***** TASK DATA *****

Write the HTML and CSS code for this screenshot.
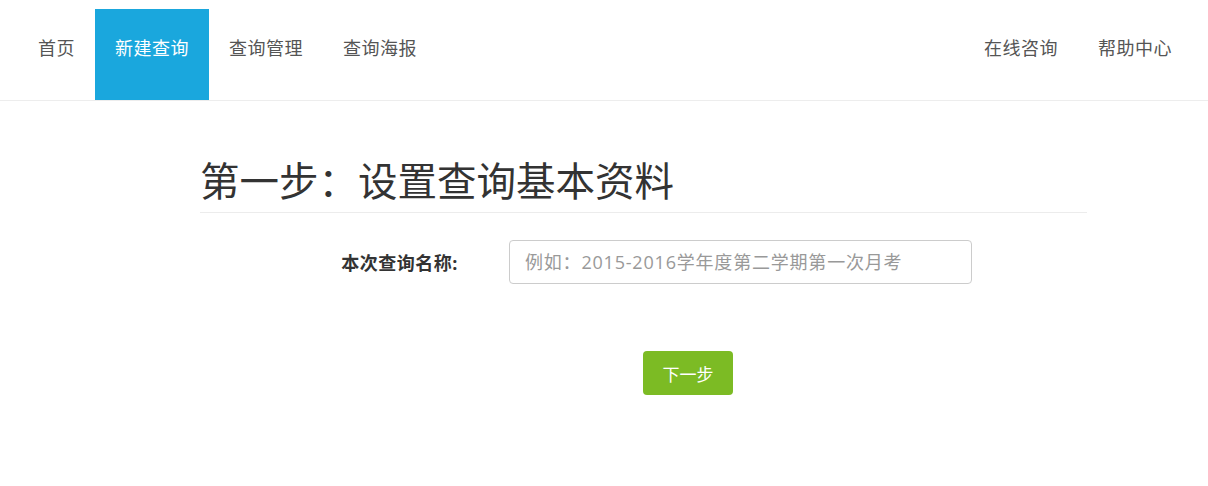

*****
***** TASK DATA *****

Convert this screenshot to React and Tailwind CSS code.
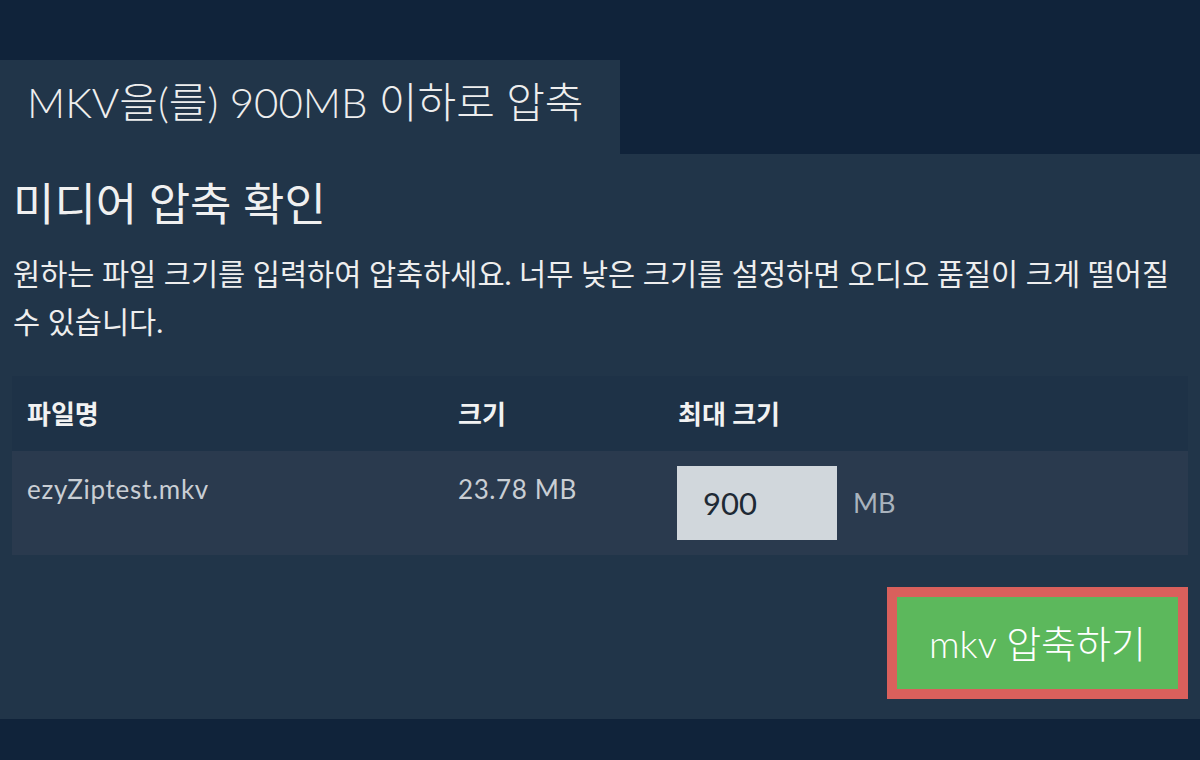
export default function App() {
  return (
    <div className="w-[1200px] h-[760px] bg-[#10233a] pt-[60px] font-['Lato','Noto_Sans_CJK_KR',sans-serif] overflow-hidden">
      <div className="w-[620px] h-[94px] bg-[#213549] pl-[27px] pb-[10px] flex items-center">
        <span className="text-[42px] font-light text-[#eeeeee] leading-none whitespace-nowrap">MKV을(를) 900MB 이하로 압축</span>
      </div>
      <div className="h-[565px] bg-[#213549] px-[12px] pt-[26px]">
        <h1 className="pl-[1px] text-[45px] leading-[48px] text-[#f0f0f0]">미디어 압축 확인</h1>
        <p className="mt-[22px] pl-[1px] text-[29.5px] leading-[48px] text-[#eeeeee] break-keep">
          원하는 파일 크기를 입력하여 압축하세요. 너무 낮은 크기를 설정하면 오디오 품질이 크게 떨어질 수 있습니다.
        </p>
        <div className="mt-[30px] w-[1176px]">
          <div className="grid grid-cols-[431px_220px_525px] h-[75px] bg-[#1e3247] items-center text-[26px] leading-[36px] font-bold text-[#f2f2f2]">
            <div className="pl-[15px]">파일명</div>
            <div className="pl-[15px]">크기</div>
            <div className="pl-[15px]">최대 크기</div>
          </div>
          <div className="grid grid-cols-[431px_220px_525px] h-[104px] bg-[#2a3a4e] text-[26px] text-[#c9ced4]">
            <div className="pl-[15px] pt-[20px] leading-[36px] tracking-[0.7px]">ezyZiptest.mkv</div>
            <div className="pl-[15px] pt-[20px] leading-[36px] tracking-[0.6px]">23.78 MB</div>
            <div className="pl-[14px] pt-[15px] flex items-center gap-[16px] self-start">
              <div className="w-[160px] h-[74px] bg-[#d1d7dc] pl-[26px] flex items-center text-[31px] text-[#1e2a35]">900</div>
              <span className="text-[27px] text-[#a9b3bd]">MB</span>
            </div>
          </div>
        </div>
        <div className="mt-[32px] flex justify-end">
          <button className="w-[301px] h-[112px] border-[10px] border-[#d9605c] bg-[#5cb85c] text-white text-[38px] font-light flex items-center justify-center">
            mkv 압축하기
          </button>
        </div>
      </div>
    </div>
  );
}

*****
***** TASK DATA *****

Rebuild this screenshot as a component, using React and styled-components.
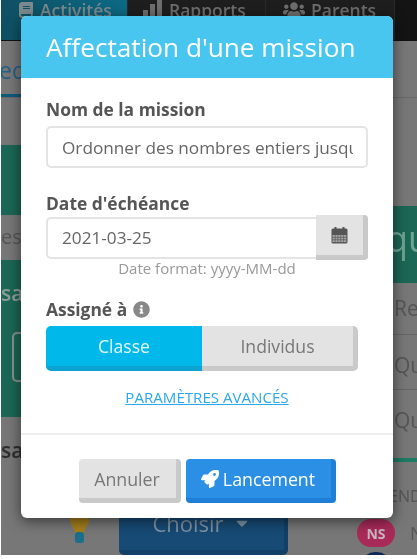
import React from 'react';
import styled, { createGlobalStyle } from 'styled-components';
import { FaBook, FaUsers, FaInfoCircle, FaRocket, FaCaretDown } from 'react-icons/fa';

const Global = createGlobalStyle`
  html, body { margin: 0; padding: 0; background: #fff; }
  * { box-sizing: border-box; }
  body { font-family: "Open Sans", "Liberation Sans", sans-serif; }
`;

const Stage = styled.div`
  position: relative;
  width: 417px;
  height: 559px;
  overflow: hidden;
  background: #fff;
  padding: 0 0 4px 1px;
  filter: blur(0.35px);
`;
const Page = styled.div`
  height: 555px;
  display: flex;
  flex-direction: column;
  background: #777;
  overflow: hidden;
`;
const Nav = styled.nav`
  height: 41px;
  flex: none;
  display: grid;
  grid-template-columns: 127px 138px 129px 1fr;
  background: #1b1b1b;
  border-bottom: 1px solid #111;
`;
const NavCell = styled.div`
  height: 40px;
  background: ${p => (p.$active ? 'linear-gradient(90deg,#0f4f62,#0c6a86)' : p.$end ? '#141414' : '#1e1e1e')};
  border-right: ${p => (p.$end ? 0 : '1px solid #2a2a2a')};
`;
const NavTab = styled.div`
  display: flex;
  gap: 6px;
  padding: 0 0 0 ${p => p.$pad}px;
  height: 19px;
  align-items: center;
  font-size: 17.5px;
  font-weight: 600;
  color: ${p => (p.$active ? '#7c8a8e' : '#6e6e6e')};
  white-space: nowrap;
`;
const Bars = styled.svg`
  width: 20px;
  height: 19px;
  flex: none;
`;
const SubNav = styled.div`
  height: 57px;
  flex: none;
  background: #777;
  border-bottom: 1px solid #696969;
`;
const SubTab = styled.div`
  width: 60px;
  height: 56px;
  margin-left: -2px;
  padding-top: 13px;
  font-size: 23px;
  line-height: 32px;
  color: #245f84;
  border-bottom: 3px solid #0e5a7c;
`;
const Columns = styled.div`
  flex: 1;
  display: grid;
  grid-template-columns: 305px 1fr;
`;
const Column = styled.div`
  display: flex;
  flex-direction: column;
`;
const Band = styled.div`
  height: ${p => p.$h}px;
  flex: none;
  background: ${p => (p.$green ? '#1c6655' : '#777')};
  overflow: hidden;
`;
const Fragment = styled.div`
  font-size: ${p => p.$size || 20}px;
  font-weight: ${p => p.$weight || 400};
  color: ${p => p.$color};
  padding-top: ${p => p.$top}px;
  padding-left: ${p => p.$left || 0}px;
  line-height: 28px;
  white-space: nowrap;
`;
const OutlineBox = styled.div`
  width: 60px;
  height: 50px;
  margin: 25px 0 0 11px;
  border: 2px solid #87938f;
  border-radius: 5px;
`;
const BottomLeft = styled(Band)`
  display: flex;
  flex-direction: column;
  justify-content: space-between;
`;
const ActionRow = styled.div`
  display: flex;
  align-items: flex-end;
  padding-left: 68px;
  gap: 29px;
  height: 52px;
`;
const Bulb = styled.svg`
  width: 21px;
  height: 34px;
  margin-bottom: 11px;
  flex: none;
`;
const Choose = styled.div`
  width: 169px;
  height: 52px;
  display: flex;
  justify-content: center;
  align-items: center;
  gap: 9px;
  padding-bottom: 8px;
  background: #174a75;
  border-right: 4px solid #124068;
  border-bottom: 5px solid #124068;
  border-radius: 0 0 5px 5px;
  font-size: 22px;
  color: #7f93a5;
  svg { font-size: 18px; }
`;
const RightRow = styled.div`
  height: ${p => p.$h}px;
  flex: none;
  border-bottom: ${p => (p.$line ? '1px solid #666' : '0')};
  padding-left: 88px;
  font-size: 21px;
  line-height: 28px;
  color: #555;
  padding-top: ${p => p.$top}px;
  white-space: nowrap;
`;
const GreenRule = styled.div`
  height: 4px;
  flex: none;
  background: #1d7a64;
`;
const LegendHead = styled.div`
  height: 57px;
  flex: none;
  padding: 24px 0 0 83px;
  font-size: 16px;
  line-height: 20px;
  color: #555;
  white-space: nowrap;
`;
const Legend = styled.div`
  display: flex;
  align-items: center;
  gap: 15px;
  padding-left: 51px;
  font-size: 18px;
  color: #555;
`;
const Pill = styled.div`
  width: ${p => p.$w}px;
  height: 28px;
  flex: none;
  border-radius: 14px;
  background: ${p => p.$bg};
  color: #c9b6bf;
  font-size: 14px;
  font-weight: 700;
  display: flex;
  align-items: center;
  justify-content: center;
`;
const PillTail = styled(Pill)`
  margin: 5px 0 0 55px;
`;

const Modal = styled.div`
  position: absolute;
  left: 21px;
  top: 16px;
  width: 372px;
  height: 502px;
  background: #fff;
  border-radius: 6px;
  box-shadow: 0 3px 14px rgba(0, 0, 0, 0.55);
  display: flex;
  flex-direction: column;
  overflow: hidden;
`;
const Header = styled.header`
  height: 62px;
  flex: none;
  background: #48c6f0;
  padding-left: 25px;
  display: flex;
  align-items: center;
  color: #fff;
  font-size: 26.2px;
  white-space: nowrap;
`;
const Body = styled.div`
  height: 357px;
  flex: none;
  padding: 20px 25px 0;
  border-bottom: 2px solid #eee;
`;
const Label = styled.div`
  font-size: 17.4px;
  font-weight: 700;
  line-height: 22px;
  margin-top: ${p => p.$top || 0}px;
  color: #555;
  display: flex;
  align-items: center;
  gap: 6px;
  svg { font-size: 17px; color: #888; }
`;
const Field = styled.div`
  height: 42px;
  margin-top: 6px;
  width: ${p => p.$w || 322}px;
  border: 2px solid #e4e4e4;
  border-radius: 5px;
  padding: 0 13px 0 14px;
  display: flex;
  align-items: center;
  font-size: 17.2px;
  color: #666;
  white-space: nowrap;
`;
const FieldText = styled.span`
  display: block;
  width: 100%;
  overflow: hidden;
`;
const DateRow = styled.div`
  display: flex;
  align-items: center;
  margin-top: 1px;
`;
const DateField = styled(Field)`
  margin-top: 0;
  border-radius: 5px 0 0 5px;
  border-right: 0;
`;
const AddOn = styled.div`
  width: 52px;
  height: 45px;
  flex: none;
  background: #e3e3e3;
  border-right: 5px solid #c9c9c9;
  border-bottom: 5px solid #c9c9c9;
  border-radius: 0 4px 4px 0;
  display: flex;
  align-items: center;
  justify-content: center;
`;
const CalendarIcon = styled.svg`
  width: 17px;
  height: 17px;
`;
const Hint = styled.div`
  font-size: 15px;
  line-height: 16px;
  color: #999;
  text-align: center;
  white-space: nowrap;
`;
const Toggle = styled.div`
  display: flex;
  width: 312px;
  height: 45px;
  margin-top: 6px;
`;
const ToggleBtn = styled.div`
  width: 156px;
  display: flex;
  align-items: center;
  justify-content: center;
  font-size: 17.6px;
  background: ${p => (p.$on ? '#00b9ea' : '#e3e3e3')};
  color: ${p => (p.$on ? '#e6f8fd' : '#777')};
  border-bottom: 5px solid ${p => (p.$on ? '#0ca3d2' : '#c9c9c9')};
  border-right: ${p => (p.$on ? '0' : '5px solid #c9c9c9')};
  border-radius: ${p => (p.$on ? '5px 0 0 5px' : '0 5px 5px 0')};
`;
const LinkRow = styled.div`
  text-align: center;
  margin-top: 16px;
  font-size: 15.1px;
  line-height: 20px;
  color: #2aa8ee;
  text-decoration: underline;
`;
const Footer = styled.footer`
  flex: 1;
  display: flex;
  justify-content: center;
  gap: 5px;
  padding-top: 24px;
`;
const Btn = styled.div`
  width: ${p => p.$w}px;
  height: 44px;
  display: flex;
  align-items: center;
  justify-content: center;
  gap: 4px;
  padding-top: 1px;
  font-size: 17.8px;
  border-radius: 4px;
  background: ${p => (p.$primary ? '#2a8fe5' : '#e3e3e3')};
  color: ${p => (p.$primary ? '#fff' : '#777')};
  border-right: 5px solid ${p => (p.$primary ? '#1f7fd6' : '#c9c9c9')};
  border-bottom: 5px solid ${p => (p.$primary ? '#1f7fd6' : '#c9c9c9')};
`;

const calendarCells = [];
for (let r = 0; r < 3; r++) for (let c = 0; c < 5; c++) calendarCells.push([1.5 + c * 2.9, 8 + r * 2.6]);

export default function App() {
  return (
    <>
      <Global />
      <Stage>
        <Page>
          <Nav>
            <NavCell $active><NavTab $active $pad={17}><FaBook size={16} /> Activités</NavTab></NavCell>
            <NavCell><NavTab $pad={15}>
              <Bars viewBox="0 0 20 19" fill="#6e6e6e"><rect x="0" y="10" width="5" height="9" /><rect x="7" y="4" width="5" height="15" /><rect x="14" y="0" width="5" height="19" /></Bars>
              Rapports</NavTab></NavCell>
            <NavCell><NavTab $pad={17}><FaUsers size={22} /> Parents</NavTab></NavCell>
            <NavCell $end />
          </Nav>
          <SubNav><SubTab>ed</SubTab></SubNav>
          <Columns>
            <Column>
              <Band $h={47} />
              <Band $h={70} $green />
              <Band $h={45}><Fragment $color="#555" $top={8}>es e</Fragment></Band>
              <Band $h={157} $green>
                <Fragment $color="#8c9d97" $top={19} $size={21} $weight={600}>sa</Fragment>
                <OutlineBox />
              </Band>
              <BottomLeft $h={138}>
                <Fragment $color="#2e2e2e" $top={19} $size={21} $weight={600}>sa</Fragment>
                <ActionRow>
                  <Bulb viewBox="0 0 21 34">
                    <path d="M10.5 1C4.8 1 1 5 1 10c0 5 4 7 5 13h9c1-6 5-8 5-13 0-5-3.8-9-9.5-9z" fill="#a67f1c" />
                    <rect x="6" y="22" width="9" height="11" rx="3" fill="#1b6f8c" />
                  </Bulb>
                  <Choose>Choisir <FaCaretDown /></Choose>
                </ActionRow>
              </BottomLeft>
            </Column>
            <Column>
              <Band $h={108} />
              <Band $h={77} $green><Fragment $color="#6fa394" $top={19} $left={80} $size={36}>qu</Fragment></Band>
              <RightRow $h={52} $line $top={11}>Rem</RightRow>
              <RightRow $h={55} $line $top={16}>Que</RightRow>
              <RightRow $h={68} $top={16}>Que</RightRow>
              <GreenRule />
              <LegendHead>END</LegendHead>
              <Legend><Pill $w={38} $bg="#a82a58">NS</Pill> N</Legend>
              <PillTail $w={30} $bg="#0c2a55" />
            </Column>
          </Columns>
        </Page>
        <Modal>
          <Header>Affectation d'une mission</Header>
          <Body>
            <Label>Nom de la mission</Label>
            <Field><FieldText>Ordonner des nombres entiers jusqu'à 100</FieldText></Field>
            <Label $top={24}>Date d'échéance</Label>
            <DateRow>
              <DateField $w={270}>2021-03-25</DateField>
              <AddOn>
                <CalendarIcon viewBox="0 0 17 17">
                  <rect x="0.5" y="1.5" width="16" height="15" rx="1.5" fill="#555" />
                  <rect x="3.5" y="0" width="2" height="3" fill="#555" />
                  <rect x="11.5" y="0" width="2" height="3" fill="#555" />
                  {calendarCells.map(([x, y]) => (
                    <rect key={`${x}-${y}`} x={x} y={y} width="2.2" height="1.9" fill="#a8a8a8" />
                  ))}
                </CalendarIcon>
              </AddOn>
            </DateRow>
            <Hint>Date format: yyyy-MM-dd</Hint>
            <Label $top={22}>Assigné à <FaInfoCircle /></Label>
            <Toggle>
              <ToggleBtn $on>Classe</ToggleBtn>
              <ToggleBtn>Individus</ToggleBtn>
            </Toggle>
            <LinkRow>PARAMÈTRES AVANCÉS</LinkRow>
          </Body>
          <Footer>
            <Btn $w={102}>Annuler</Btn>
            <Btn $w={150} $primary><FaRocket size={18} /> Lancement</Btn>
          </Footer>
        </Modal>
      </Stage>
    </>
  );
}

*****

• _TASK STATEMENT_
Identify and copy lines that hold the string "components".

• _COMPLETE ANSWER_
Rebuild this screenshot as a component, using React and styled-components.
import styled, { createGlobalStyle } from 'styled-components';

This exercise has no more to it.